Planologic Bahas Palestina dari Perspektif Tata Ruang dan Kemanusiaan
JAKARTA – Konflik di Palestina bukan hanya soal penjajahan dan kekerasan bersenjata, tetapi juga persoalan ketidakadilan tata ruang yang merampas hak hidup warga sipil. Gagasan ini menjadi pokok bahasan utama dalam webinar bertajuk “Palestina dalam Pusaran Perencanaan: Tata Ruang, Konflik, dan Kemanusiaan” yang digelar secara daring pada Ahad, 25 Mei 2025.
Webinar ini diselenggarakan oleh Dompet Dhuafa, Ikatan Mahasiswa Perencana Indonesia (IMPI), dan Planologic.id. Dihadiri oleh kalangan mahasiswa Perencanaan Wilayah dan Kota (PWK), aktivis sosial, dan masyarakat umum, acara ini menjadi ruang refleksi tentang bagaimana konflik di Palestina berdampak tidak hanya pada hilangnya nyawa, tetapi juga pada kerusakan struktur sosial dan spasial kota.
“Kota bukan hanya tentang tata ruang, tapi juga tentang keadilan dan hak hidup,”
demikian kutipan pembuka yang menjadi semangat diskusi.
Dua Perspektif, Satu Tujuan: Keadilan
Webinar menghadirkan dua narasumber dari latar belakang berbeda yang saling melengkapi.
Sesi pertama diisi oleh Ustaz Herman Budianto, M.Si, seorang dai sekaligus Tim Kemanusiaan Dompet Dhuafa di Palestina. Dalam materi berjudul “Melihat Palestina dari Kacamata Kemanusiaan”, Ustaz Herman memaparkan sejarah panjang penjajahan Palestina sejak 1948, termasuk pengusiran lebih dari 800.000 warga Palestina dari tanah kelahiran mereka. Ia juga menyinggung berbagai tragedi kemanusiaan, seperti Deir Yassin (1948), Sabra & Shatila (1982), hingga agresi 2023–2024 yang menewaskan puluhan ribu warga sipil.
“Yang terjadi di Palestina saat ini bukan sekadar konflik, tetapi bentuk genosida terbuka. Maka, edukasi publik dan gerakan kemanusiaan harus terus digelorakan,” tegasnya. Ia juga menekankan pentingnya filantropi Islam dalam membantu korban melalui distribusi bantuan pangan, layanan kesehatan darurat, dan pendidikan.

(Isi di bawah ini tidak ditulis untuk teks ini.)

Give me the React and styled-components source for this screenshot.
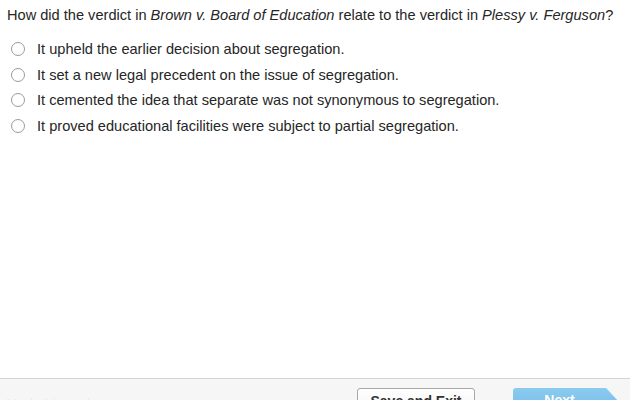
import React from "react";
import styled, { createGlobalStyle } from "styled-components";

const Global = createGlobalStyle`
  html, body {
    margin: 0;
    padding: 0;
    background: #fff;
  }
  body {
    font-family: "Liberation Sans", Arial, sans-serif;
    color: #262626;
  }
`;

const Page = styled.div`
  width: 630px;
  height: 400px;
  display: flex;
  flex-direction: column;
  overflow: hidden;
`;

const Content = styled.div`
  flex: 1;
  padding: 6px 7px 0 7px;
`;

const Question = styled.p`
  margin: 0 0 16px 0;
  font-size: 14.6px;
  line-height: 18px;
`;

const Options = styled.ul`
  list-style: none;
  margin: 0;
  padding: 0 0 0 4px;
  display: flex;
  flex-direction: column;
  gap: 7.6px;
`;

const Option = styled.li`
  display: flex;
  align-items: center;
  gap: 12px;
  font-size: 14.6px;
  line-height: 18px;
`;

const Radio = styled.span`
  width: 12px;
  height: 12px;
  border-radius: 50%;
  border: 1.5px solid #9a9a9a;
  background: #fff;
  flex-shrink: 0;
`;

const Footer = styled.div`
  box-sizing: border-box;
  height: 22px;
  flex-shrink: 0;
  border-top: 1px solid #d4d4d4;
  background: #f6f6f6;
  display: flex;
  align-items: flex-start;
  padding-top: 9px;
`;

const Faint = styled.span`
  margin-left: 6px;
  margin-top: 8px;
  font-size: 14px;
  color: #ebebeb;
  white-space: nowrap;
`;

const Spacer = styled.div`
  flex: 1;
`;

const SaveButton = styled.button`
  flex-shrink: 0;
  width: 118px;
  height: 30px;
  margin-right: 38px;
  border: 1px solid #a8a8a8;
  border-radius: 3px;
  background: linear-gradient(#ffffff, #f1f1f1);
  font-family: "Liberation Sans", Arial, sans-serif;
  font-size: 14px;
  font-weight: bold;
  color: #333;
  padding: 0;
  padding-top: 4px;
  display: flex;
  justify-content: center;
  align-items: flex-start;
`;

const NextButton = styled.button`
  flex-shrink: 0;
  width: 107px;
  height: 30px;
  margin-right: 10px;
  border: none;
  background: linear-gradient(#8ccbf0, #6fb7e6);
  clip-path: polygon(0 0, 87% 0, 100% 50%, 87% 100%, 0 100%);
  border-radius: 3px 0 0 3px;
  font-family: "Liberation Sans", Arial, sans-serif;
  font-size: 14px;
  font-weight: bold;
  color: #fff;
  padding: 0;
  padding-top: 4px;
  padding-right: 14px;
  display: flex;
  justify-content: center;
  align-items: flex-start;
`;

const options = [
  "It upheld the earlier decision about segregation.",
  "It set a new legal precedent on the issue of segregation.",
  "It cemented the idea that separate was not synonymous to segregation.",
  "It proved educational facilities were subject to partial segregation.",
];

export default function App() {
  return (
    <>
      <Global />
      <Page>
        <Content>
          <Question>
            How did the verdict in <em>Brown v. Board of Education</em> relate
            to the verdict in <em>Plessy v. Ferguson</em>?
          </Question>
          <Options>
            {options.map((o) => (
              <Option key={o}>
                <Radio />
                {o}
              </Option>
            ))}
          </Options>
        </Content>
        <Footer>
          <Faint>Mark this and return</Faint>
          <Spacer />
          <SaveButton>Save and Exit</SaveButton>
          <NextButton>Next</NextButton>
        </Footer>
      </Page>
    </>
  );
}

Sesi kedua disampaikan oleh Arif Musyaffat, analis dari Planologic, dengan presentasi berjudul “Perencanaan Kota dalam Bayang-Bayang Konflik: Studi Kasus Palestina”. Arif menjelaskan bagaimana rezim pendudukan Israel memanfaatkan tata ruang sebagai instrumen kolonisasi, melalui pengurangan ruang publik secara sistematis hingga 78 persen dan pembangunan infrastruktur eksklusif seperti jalan pemukim dan tembok pemisah.
“Ruang dipolitisasi. Checkpoint, jalan pemukim, dan pemisahan kawasan bukan sekadar isu teknis, tapi bentuk ketidakadilan spasial yang mengekang hak hidup warga Palestina,” ujarnya. Ia menutup dengan refleksi bahwa perencana kota masa kini perlu memiliki kesadaran kritis tentang peran ruang dalam perjuangan kemanusiaan.
Ruang, Nurani, dan Harapan
Webinar ini membuktikan bahwa komunitas mahasiswa, lembaga kemanusiaan, dan komunitas keilmuan bisa bersatu membangun gerakan solidaritas yang tidak berhenti pada wacana, melainkan berujung pada aksi nyata. Dompet Dhuafa berharap agenda seperti ini terus digelar sebagai bagian dari edukasi, penguatan empati publik, dan langkah strategis memperjuangkan hak-hak korban konflik.